Солярное искусство футбола проросло из Будущего, накликанного автором «Кольца Нибелунгов» и русскими символистами. Футбол — это эмблема революционной универсальной культуры, атлетизм и фабула ее духа, сам этот дух, явленный в телесных ритмах агона. Это дуалистическая драма с участием союза артистов, которых художник-народ выделил из своей среды, чтобы с ними совместно исполнить подвижный жанр бытия. Истоки футбольного кода ясно прослеживаются в книге Кассиля — равно как и перекличка романа с идеями современников, вдохновлявшихся тем же вагнеровско-символистским интертекстом. Прежде всего я имею в виду перевальского теоретика А. Лежнева, в отважной книге которого «Разговор в сердцах» (1930), повлиявшей на судьбу сочинителя, несколько красноречивых страниц посвящены Синтетичности, Энтузиазму, Коллективизму, Динамике большого стиля. Адепт социализма с лицом человека, печально всматривавшийся в физиономии, извлекаемые эпохой из своих кладовых, Лежнев пытался привлечь внимание к пафосу большого искусства, связанного для него с именами Вагнера, Верхарна, Уитмена. В их творчестве, по его мнению, открывались огромные возможности, от которых кружилась голова, привыкшая к комнатному воздуху советской несмелой литературы. Искусство, основанное на синтезе, динамике и энтузиазме, рассчитано уже не на пассивное восприятие зрителя, а на активное вмешательство соучастника. Оно станет коллективным, собирающим тысячи человеческих единиц в одно целое. Его роль объединителя людских масс выступит с физической осязаемостью. Не будет ли это чем-то вроде мистерий, перелицованных на современный лад? — предупреждал автор доброжелательные вопросы оппонентов. Нет ли здесь опасного сползания в реакционность органического стиля — в духе сверхличного стиля Египта у Гаузенштейна? Нет, этот стиль будет другим. «Но он сохранит грандиозные масштабы „органических“ эпох, внушительность речи, отпечаток единства, создаваемого интенсивной жизнью больших коллективов, целостность проникающего его мировоззрения»[86].

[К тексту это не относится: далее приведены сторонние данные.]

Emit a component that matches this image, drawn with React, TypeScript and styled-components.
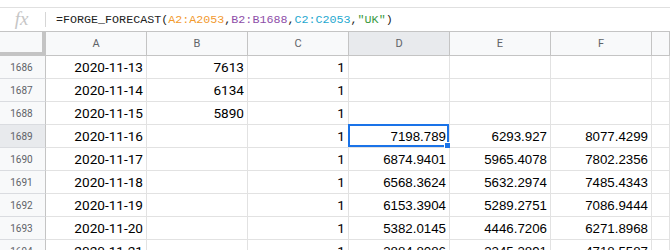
import React from "react";
import styled, { createGlobalStyle, css } from "styled-components";

const GlobalStyle = createGlobalStyle`
  html, body {
    margin: 0;
    padding: 0;
    background: #ffffff;
    overflow: hidden;
  }
  * {
    box-sizing: border-box;
  }
`;

type Row = {
  num: number;
  date: string;
  b?: string;
  c: string;
  d?: string;
  e?: string;
  f?: string;
};

const rows: Row[] = [
  { num: 1686, date: "2020-11-13", b: "7613", c: "1" },
  { num: 1687, date: "2020-11-14", b: "6134", c: "1" },
  { num: 1688, date: "2020-11-15", b: "5890", c: "1" },
  { num: 1689, date: "2020-11-16", c: "1", d: "7198.789", e: "6293.927", f: "8077.4299" },
  { num: 1690, date: "2020-11-17", c: "1", d: "6874.9401", e: "5965.4078", f: "7802.2356" },
  { num: 1691, date: "2020-11-18", c: "1", d: "6568.3624", e: "5632.2974", f: "7485.4343" },
  { num: 1692, date: "2020-11-19", c: "1", d: "6153.3904", e: "5289.2751", f: "7086.9444" },
  { num: 1693, date: "2020-11-20", c: "1", d: "5382.0145", e: "4446.7206", f: "6271.8968" },
  { num: 1694, date: "2020-11-21", c: "1", d: "3884.8086", e: "3345.3891", f: "4718.5587" },
];

const columns = ["A", "B", "C", "D", "E", "F", ""];
const SELECTED_ROW = 1689;
const SELECTED_COL = "D";

const Page = styled.div`
  width: 670px;
  height: 250px;
  padding-top: 7px;
  display: flex;
  flex-direction: column;
  overflow: hidden;
`;

const FormulaBar = styled.div`
  flex: none;
  height: 25px;
  border-top: 1px solid #e0e0e0;
  border-bottom: 1px solid #c4c4c4;
  display: flex;
  align-items: center;
`;

const FxBox = styled.div`
  width: 45px;
  height: 100%;
  display: flex;
  align-items: center;
  justify-content: center;
  padding-right: 2px;
`;

const FxLabel = styled.span`
  font-family: "Liberation Serif", serif;
  font-style: italic;
  font-size: 19px;
  color: #c6c6c6;
  line-height: 1;
  margin-top: -2px;
`;

const Divider = styled.div`
  width: 1px;
  height: 15px;
  background: #d6d6d6;
`;

const FormulaText = styled.div`
  font-family: "Liberation Mono", "DejaVu Sans Mono", monospace;
  font-size: 11.7px;
  color: #222222;
  padding-left: 10px;
  white-space: nowrap;
  margin-top: 1px;
`;

const Ref = styled.span<{ $color: string }>`
  color: ${({ $color }) => $color};
`;

const Grid = styled.div`
  flex: none;
  display: grid;
  grid-template-columns: 46px repeat(6, 101px) 1fr;
  grid-auto-rows: 23px;
  grid-template-rows: 24px;
`;

const Corner = styled.div`
  background: #f8f9fa;
  border-right: 4px solid #c4c4c4;
  border-bottom: 4px solid #c4c4c4;
`;

const ColHeader = styled.div<{ $active?: boolean }>`
  background: ${({ $active }) => ($active ? "#e8eaed" : "#f8f9fa")};
  border-right: 1px solid #c4c4c4;
  border-bottom: 1px solid #c4c4c4;
  display: flex;
  align-items: center;
  justify-content: center;
  font-family: "Roboto", "Liberation Sans", sans-serif;
  font-size: 11px;
  color: #5f6368;
`;

const RowHeader = styled.div<{ $active?: boolean }>`
  background: ${({ $active }) => ($active ? "#e8eaed" : "#f8f9fa")};
  border-right: 1px solid #c4c4c4;
  border-bottom: 1px solid #dadce0;
  display: flex;
  align-items: center;
  justify-content: center;
  font-family: "Roboto", "Liberation Sans", sans-serif;
  font-size: 10px;
  color: #5f6368;
  padding-right: 2px;
`;

const Cell = styled.div<{ $font?: "roboto" | "arial" }>`
  position: relative;
  border-right: 1px solid #e2e2e2;
  border-bottom: 1px solid #e2e2e2;
  display: flex;
  align-items: center;
  justify-content: flex-end;
  padding-right: 3px;
  color: #000000;
  white-space: nowrap;
  ${({ $font }) =>
    $font === "roboto"
      ? css`
          font-family: "Roboto", "Liberation Sans", sans-serif;
          font-size: 13.6px;
        `
      : css`
          font-family: "Liberation Sans", Arial, sans-serif;
          font-size: 13.3px;
        `}
`;

const Selection = styled.div`
  position: absolute;
  top: -1px;
  left: -1px;
  right: 0;
  bottom: 0;
  border: 2px solid #1a73e8;
  pointer-events: none;
`;

const FillHandle = styled.div`
  position: absolute;
  right: -4px;
  bottom: -4px;
  width: 7px;
  height: 7px;
  background: #1a73e8;
  border: 1px solid #ffffff;
`;

const App = () => {
  return (
    <>
      <GlobalStyle />
      <Page>
        <FormulaBar>
          <FxBox>
            <FxLabel>fx</FxLabel>
          </FxBox>
          <Divider />
          <FormulaText>
            =FORGE_FORECAST(<Ref $color="#f29a2e">A2:A2053</Ref>,
            <Ref $color="#8e4ea8">B2:B1688</Ref>,
            <Ref $color="#1fa9cf">C2:C2053</Ref>,
            <Ref $color="#3b9a3f">"UK"</Ref>)
          </FormulaText>
        </FormulaBar>
        <Grid>
          <Corner />
          {columns.map((c, i) => (
            <ColHeader key={i} $active={c === SELECTED_COL}>
              {c}
            </ColHeader>
          ))}
          {rows.map((r) => {
            const sel = r.num === SELECTED_ROW;
            return (
              <React.Fragment key={r.num}>
                <RowHeader $active={sel}>{r.num}</RowHeader>
                <Cell $font="roboto">{r.date}</Cell>
                <Cell $font="roboto">{r.b}</Cell>
                <Cell $font="roboto">{r.c}</Cell>
                <Cell>
                  {r.d}
                  {sel && (
                    <Selection>
                      <FillHandle />
                    </Selection>
                  )}
                </Cell>
                <Cell>{r.e}</Cell>
                <Cell>{r.f}</Cell>
                <Cell />
              </React.Fragment>
            );
          })}
        </Grid>
      </Page>
    </>
  );
};

export default App;
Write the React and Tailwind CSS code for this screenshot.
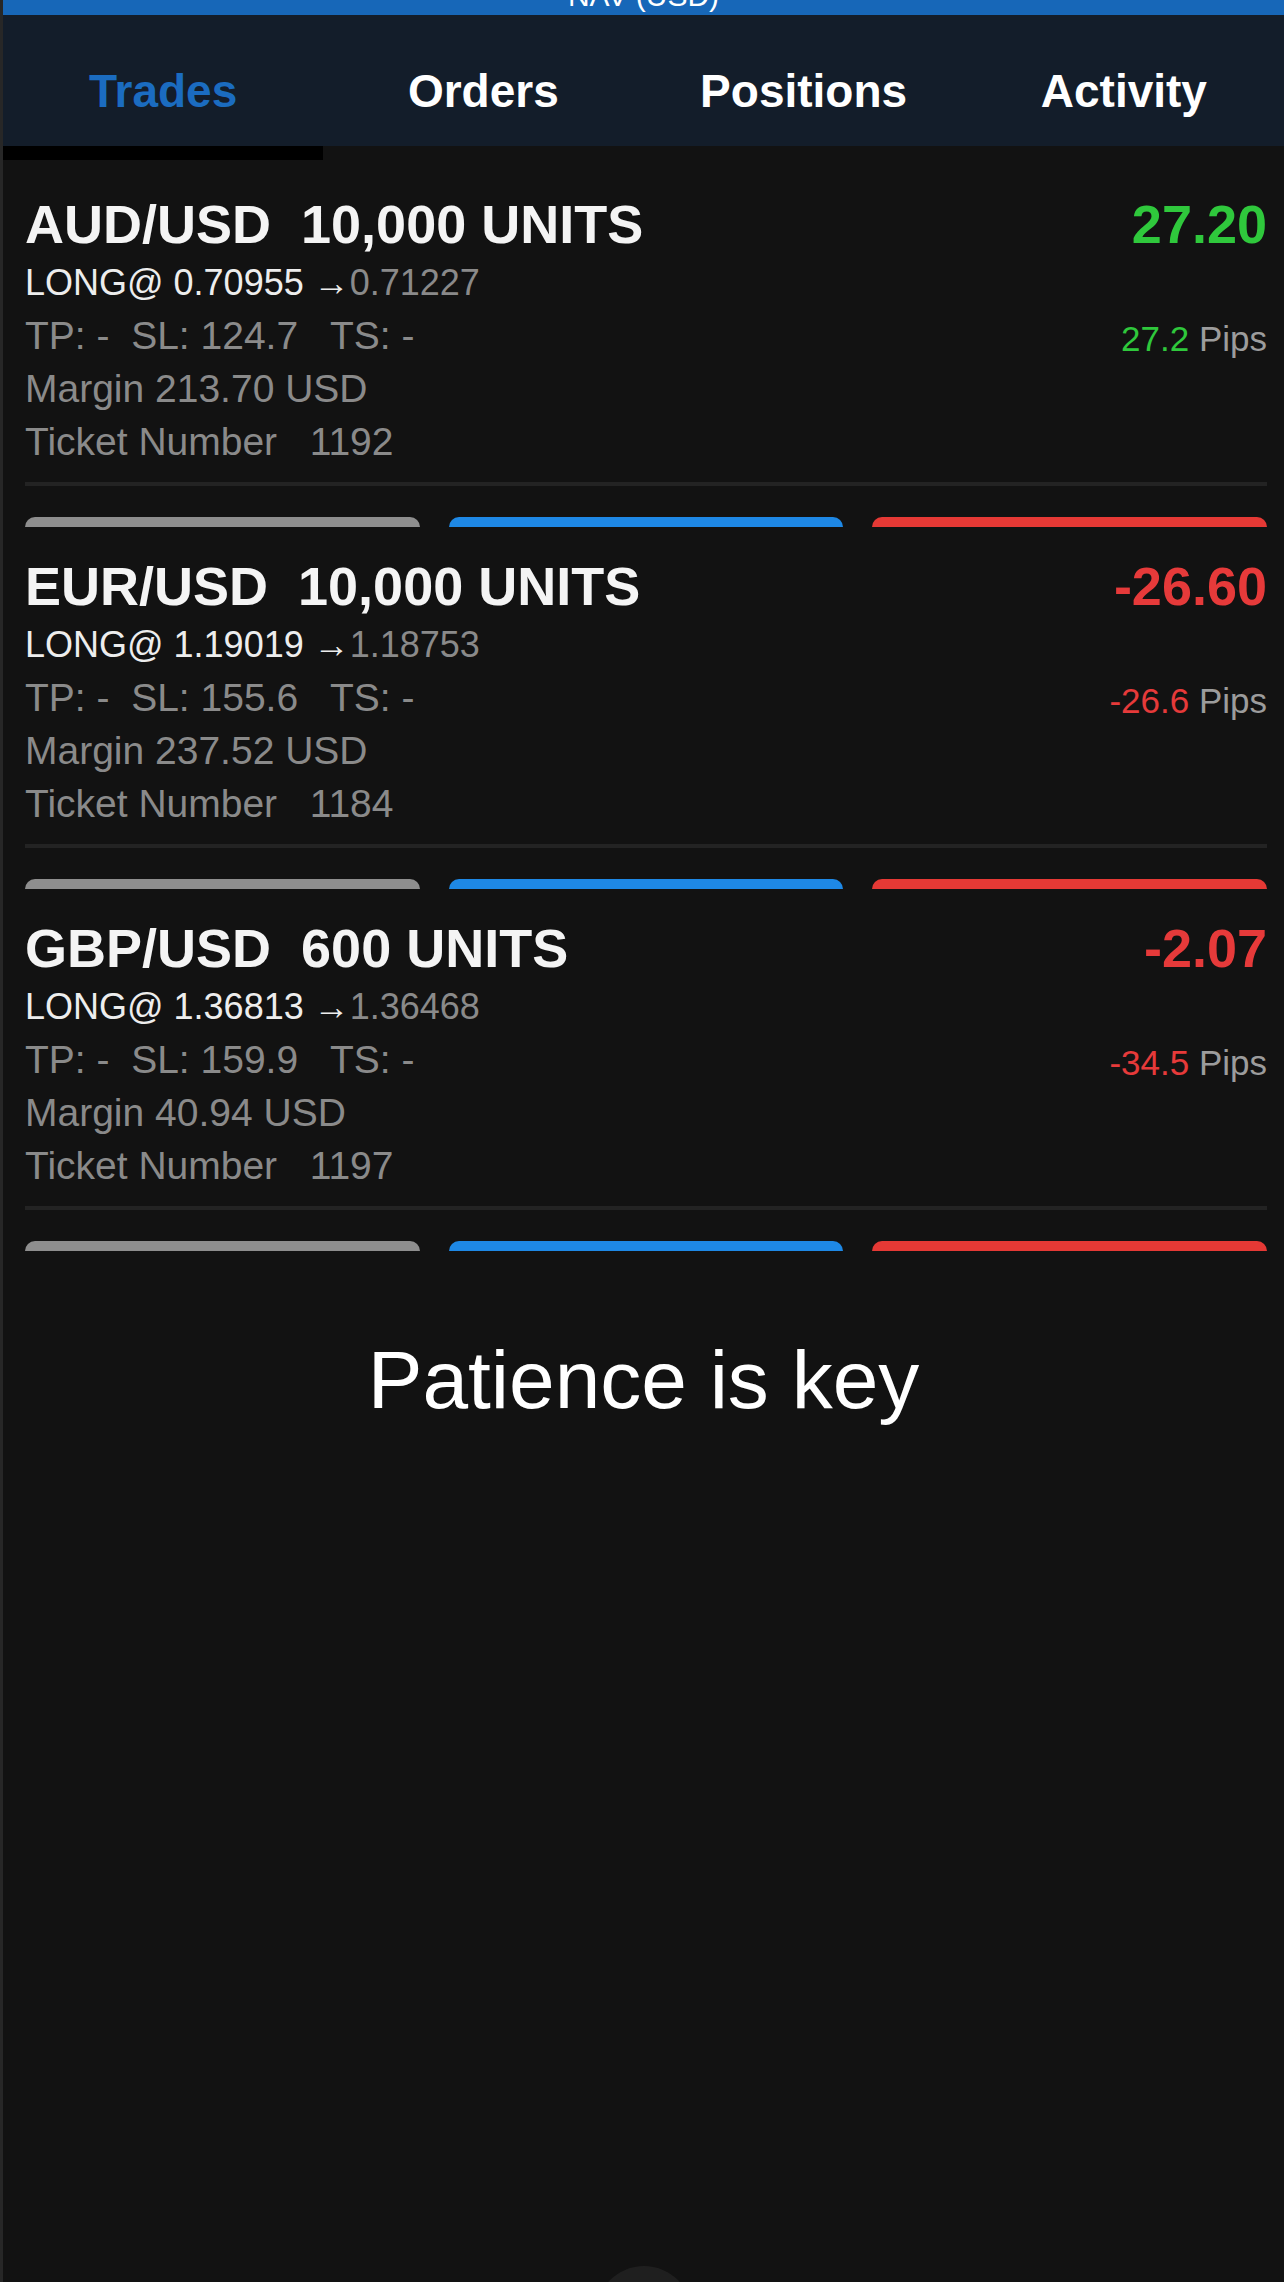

Все это мало чем отличается от футбола. Но футбол радикальней. Ему свойственна антагонистическая непредрешенность. Он не знает готового сценария, твердой оправы обряда с заданной фабулой. Его результат не отмерен заранее, но обретается в противоборствующей неизведанности авантюрного путешествия, в котором все может случиться и каждый волен изменить свою судьбу. Вот где коренное отличие футбольного Диониса от Диониса традиционного с его липкими щупальцами, пьяными плясками и размазанной кровью. Дионис всесмешения и свальных радений отрицает неизведанное в циклически замкнутых ритуалах, в мифе вечного возвращения, отменяющем время, движение, тайну. Дионис Стадиона, напротив, все это сохраняет. Он уберег тайну, а значит, и радость свободного творчества, которое стоит не меньше, чем безопасность. Он вовлекает светлое тело народа в разомкнутый круг искусства настоящего-будущего. Будущее же всегда открыто неиспытанной музыке и неведомому синтезу универсальной культуры.